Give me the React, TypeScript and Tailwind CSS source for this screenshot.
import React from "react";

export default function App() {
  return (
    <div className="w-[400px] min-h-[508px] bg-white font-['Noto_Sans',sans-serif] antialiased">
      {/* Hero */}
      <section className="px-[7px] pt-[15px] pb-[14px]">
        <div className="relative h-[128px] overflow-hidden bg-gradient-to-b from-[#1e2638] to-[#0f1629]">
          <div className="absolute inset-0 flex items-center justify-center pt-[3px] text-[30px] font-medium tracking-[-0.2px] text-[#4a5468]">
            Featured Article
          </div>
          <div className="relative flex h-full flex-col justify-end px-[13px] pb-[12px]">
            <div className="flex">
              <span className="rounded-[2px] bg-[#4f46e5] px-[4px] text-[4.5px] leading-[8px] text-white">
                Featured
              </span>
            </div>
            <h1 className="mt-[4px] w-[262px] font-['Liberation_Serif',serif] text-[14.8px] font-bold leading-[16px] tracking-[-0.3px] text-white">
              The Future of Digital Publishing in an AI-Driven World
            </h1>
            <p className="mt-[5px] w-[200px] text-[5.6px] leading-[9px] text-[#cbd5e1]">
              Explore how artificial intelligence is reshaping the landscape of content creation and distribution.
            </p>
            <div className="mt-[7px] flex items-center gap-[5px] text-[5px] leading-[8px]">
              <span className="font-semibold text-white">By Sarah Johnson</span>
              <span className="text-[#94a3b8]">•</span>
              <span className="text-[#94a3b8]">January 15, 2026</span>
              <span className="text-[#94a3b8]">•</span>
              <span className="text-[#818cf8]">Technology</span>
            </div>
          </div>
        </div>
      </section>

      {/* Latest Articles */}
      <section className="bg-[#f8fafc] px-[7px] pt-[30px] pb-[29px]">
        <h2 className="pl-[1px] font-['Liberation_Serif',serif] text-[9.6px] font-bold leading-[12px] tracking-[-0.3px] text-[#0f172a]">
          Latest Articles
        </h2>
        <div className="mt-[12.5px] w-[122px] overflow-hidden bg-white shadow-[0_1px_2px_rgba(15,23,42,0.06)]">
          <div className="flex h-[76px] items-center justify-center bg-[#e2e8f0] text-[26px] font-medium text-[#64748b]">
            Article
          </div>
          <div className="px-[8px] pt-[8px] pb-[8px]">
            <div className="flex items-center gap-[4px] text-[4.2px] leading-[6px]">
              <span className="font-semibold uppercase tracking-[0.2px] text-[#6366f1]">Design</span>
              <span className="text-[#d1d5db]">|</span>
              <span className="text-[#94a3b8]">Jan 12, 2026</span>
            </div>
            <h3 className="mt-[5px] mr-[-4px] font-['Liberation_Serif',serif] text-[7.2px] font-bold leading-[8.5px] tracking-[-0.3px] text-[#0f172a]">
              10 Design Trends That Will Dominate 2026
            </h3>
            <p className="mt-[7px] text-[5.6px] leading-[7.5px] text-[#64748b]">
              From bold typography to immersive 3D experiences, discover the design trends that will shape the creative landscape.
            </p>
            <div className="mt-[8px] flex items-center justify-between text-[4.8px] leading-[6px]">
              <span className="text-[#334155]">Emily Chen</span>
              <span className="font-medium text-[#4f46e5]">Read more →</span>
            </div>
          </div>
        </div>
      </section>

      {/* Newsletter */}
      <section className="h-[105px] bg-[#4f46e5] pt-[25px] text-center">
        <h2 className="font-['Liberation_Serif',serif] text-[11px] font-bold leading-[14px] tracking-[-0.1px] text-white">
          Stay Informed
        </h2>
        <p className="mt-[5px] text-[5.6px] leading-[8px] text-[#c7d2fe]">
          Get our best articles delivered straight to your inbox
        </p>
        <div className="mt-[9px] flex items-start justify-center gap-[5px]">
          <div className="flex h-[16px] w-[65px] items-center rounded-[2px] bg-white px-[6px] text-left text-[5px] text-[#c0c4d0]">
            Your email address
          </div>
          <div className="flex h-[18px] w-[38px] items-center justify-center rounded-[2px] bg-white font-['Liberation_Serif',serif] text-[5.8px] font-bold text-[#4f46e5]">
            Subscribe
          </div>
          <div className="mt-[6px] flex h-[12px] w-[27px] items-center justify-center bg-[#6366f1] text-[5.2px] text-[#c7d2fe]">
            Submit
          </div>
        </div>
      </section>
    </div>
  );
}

- **Goal of the exercise**
Please print the material above exactly as it appears, from its first line through the line containing "import React from", inclusive, and stop there.

- **Answer to the exercise**
Give me the React, TypeScript and Tailwind CSS source for this screenshot.
import React from "react";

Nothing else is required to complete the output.